A window will open where you choose the file to upload. You can upload a single file, or compressed files in zip or tar.gz formats. In the case of compressed files, you can check the option to unpack them at the destination.
Tip
The maximum file size TUS protocol allows is 128 GB. Larger files can be uploaded directly via iRODS with Py4Lexis client. Py4Lexis client and examples of how to use it can be found here.
Next, be sure to give it a descriptive name so you know its content when you revisit it later. Do not forget to assign it to correct project. Lastly, choose who can see your data. User is for dataset owner only, project reveals it to all members in the project, and you can also make the dataset public, if you so desire. Now we confirm whether we assigned the Computation resource correctly. When you have chosen your project from the dropdown Project Short Name, the fields for Target System and Target Resource filled in automatically. If these two items are empty, double-check the resources assigned to your project.

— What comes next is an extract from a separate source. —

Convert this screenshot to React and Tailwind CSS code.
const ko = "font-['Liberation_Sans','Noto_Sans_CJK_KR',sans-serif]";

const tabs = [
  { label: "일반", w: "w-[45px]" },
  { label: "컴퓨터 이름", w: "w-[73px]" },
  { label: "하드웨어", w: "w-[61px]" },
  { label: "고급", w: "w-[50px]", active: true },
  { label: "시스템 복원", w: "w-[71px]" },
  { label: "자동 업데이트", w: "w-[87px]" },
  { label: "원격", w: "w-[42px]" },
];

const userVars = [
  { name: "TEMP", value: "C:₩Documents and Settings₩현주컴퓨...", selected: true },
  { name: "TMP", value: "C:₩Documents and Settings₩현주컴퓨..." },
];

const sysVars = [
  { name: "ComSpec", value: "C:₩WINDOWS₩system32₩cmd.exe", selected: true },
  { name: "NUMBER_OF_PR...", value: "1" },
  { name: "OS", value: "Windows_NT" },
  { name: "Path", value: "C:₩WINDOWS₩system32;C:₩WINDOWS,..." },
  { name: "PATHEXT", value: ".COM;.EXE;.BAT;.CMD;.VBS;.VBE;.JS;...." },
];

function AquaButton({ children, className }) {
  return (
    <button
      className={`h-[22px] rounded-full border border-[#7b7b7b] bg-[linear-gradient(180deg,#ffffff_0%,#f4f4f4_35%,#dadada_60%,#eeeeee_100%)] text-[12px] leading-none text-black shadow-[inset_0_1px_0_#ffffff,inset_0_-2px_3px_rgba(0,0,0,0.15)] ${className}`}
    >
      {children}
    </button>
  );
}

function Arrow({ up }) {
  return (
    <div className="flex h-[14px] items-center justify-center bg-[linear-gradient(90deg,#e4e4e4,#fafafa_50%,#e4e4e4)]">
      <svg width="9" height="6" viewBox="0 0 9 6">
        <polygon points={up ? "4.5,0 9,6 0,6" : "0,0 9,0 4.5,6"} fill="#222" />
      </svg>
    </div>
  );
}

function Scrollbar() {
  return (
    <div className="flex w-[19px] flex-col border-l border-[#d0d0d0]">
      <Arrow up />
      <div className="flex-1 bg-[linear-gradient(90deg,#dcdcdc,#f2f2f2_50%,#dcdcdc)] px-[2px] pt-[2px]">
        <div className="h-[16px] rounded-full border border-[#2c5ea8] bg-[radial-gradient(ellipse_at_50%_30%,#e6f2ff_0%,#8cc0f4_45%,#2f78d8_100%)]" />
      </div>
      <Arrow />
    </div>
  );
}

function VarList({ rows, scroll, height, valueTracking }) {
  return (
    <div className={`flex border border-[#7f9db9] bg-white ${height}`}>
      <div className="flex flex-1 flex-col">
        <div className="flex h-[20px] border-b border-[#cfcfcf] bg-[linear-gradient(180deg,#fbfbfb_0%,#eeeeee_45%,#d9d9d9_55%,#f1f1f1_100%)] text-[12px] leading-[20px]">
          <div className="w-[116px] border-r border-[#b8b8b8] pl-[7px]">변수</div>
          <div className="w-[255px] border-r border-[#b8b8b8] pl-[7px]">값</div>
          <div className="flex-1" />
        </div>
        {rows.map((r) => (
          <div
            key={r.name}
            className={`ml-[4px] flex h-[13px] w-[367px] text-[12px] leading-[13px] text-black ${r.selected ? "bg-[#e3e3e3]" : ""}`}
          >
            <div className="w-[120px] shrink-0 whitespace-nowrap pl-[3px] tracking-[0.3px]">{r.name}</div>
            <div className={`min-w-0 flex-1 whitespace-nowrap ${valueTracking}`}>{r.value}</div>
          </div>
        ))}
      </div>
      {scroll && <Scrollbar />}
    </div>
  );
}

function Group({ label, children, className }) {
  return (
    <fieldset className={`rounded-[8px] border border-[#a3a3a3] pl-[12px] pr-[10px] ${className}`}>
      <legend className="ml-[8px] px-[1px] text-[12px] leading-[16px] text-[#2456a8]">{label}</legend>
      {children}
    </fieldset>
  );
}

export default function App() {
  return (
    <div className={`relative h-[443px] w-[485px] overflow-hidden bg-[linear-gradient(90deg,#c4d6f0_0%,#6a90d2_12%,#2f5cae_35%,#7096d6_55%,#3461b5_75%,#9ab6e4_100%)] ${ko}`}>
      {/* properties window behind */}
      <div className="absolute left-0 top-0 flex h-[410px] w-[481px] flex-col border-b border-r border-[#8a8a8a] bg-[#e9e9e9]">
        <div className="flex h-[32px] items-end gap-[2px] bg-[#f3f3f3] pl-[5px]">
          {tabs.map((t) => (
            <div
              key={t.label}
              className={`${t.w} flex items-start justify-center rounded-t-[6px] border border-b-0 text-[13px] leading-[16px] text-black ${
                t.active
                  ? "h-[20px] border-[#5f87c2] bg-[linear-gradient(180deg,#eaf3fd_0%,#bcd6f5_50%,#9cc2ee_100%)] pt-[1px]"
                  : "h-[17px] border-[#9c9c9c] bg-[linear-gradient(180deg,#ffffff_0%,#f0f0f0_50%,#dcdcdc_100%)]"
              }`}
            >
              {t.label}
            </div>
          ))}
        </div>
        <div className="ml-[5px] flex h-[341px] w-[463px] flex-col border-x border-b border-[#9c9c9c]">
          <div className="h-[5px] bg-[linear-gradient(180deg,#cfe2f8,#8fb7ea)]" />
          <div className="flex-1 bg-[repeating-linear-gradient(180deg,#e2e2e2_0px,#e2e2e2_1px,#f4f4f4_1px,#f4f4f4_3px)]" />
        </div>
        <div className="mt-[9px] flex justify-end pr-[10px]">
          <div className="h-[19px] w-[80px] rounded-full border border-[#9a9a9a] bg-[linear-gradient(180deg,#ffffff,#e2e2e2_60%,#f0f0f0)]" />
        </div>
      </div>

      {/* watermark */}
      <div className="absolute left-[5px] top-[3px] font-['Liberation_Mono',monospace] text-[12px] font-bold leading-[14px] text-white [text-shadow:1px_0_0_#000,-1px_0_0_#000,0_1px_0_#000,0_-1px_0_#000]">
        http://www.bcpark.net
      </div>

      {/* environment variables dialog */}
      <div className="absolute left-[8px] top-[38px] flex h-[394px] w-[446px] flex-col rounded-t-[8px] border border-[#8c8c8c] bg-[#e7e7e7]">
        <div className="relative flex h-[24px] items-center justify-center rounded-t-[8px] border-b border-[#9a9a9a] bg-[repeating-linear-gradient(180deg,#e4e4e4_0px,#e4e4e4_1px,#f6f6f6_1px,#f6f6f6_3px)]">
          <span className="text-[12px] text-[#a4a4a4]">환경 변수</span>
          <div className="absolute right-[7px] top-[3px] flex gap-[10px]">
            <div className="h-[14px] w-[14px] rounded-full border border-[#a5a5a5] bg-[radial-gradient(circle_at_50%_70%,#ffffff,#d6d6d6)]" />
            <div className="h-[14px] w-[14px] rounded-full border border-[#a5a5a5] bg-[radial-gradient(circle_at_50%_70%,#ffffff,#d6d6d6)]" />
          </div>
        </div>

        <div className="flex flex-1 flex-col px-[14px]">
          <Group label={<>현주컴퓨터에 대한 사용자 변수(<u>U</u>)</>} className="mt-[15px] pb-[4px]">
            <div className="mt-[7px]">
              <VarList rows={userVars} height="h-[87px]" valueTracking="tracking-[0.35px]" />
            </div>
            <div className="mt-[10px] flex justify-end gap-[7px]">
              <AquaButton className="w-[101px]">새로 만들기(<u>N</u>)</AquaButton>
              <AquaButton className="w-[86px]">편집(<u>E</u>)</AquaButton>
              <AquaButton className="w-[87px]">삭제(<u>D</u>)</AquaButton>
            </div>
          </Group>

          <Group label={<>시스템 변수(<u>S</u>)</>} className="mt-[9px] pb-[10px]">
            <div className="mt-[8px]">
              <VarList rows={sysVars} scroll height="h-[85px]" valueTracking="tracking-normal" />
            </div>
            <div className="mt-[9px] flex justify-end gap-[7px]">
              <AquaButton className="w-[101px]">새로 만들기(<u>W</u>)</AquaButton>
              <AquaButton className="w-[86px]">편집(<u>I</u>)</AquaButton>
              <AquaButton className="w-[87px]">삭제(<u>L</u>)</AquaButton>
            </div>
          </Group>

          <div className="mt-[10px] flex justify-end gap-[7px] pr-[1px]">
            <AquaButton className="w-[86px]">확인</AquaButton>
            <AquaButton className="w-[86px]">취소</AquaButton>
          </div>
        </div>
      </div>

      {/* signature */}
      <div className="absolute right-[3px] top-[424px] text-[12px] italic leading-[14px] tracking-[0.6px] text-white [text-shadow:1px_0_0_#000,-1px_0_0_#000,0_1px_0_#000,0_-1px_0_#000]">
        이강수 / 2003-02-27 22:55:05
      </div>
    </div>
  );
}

You can move on with the Continue button. You will be automatically chosen as the creator. The rest of the fields will be filled as well, but those can be modified by you. Once you are satisfied, it is time to Continue.
Here, you can finally upload that dataset. This last summary is here for you to make the last verification. If everything is in order, clicking on the green Upload button will send your data to LEXIS.
And since we did everything correctly, we will get this confirmation screen!
You can safely close this window even if the upload has not finished yet. You can always check the status of the upload in the Dashboard. Just visit the Data Operations to learn more.
Modifying a dataset#
In the Data Management/Data Sets section, you can find all the projects you have access to as well as the datasets assigned to these projects. There is a button in the Action column that allows you to review the details of the specific dataset.
You can perform various actions on your dataset: View Files, Update Metadata, Edit Access, Download and Delete.
Containers section#
This is the second subsection of the Data Management where you can upload and manage your containers and other containers uploaded to your projects. You can find it in the main Menu.
Containers are one of the supported methods for delivering instructions to a workflow in the LEXIS Project. You first need to prepare your own HPC Container Application and upload it to your project from where it can be run.
Containers on the LEXIS platform are executed using APPTAINER. For detailed information on building containers, refer to the Apptainer Documentation.
Uploading a container#
You can add a Container in the Data Management/Containers menu. Click on the Create Container button.
In this window, choose the container you wish to upload. Fill in the name of your new container.
Important
The file must be named container.sif
for LEXIS to recognize it as a valid container.
In the dropdown menu, choose the project to assign the container to. You can also set the range of users who can see the container. User is for container owner only, Project reveals it to all members in the project, and you can also make the container Public.
At the end, a summary will be displayed for review and to complete the upload of your new container.
Modifying a container#
In the Data Management/Containers section, you can find all the projects you have access to as well as the containers assigned to these projects. There is a button in the Action column that allows you to review the details of the specific container.
You can perform various actions on your container: Update Metadata, Edit Access, Download and Delete.
Job Scripts section#
This is the third subsection of the Data Management where you can upload and manage your job scripts and other job scripts uploaded to your projects. You can find it in the main Menu.
Sometimes you might want to just test something smaller in scope and for that we have job scripts. Scripts are written in Bash.
Uploading a job script#
To create your own HPC job script, navigate to Data Management/Job Scripts. Locate the blue Create Jobscript button and click on it.
A new upload job script form will appear. Enter the name for your job script and assign it to a correct project. You can also set the range of users who can see the job script. User is for job script owner only, Project reveals it to all members in the project, and you can also make the job script Public. If you correctly assigned the resources to your system, it will be filled in.
And what is the most important, do not forget to copy your code into the console. If you just want to try this functionality, you can use the following code as an example job script and continue.
# Example Job Script for LEXIS Workflow
source /cvmfs/software.eessi.io/versions/2023.06/init/bash
ls ./input # in this directory should appear staged input dataset
cat ./input/vinice-geojson.json # reads content of uploaded file to dataset
echo "I am running!!"
Fill in the information on the next page.
And finally have a last look if everything checks out.
And now your job script is added to the specified project.
Modifying a job script#
In the Data Management/Job Scripts section, you can find all the projects you have access to as well as the job scripts saved under these projects. There is a little down arrow that allows you to review the details of the specific job script.
You cannot really change the content of the job script. However, you can create a new version from the chosen job script and make appropriate changes there.